Assumptions and concerns

There are a number of unproven and unstated assumptions underlying Sidewalk Labs’ proposal of five management entities and a super-Public Administrator for the IDEA District.

  • Most seriously, there’s an assumption that the current distribution of services and responsibilities among multiple government departments is necessarily inefficient. It’s assumed that bringing together diverse responsibilities under one department will improve efficiency and responsiveness, especially when aided (somehow) with technology.
  • There’s also a risky assumption that user fees will be able to solely or largely support the creation and ongoing operation of these entities.
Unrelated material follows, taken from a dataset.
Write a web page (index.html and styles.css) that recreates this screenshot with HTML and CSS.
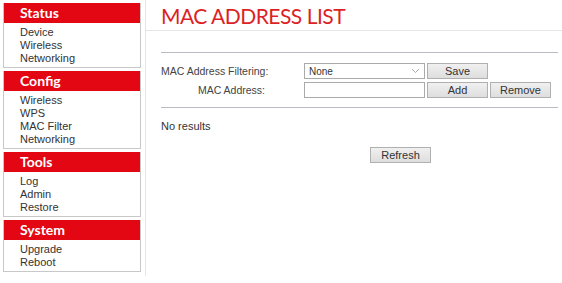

However, there is no associated costing showing the estimated revenue from user fees or the projected costs of creating the new management entities.

Where more bureaucracy equals innovation?

Sidewalk Labs’ plan come with a heavy public bureaucratic burden, an odd thing to propose given that over the past several decades the move has been away from over-governance. It’s hard to see, for example, the current Ontario government and small-c conservative mayor of Toronto, embracing five new “management entities” a super-Public Administrator to govern a relatively small area of Toronto’s eastern waterfront.

For a plan that was supposed to provide “innovative” solutions to mobility and data governance, among other issues, there is a strong–and highly problematic–reliance upon traditional top-down governance mechanisms and public funding.

The issues discussed in this post should raise serious alarm bells for policymakers at the municipal, provincial and even federal levels of government, as well as among the general public, and force a reconsideration of this project.

References

Open Data Institute. (2019). Data Trusts.

Sidewalk Labs. (2019). Master Innovation and Development Report. Chapter 5: Digital Innovation.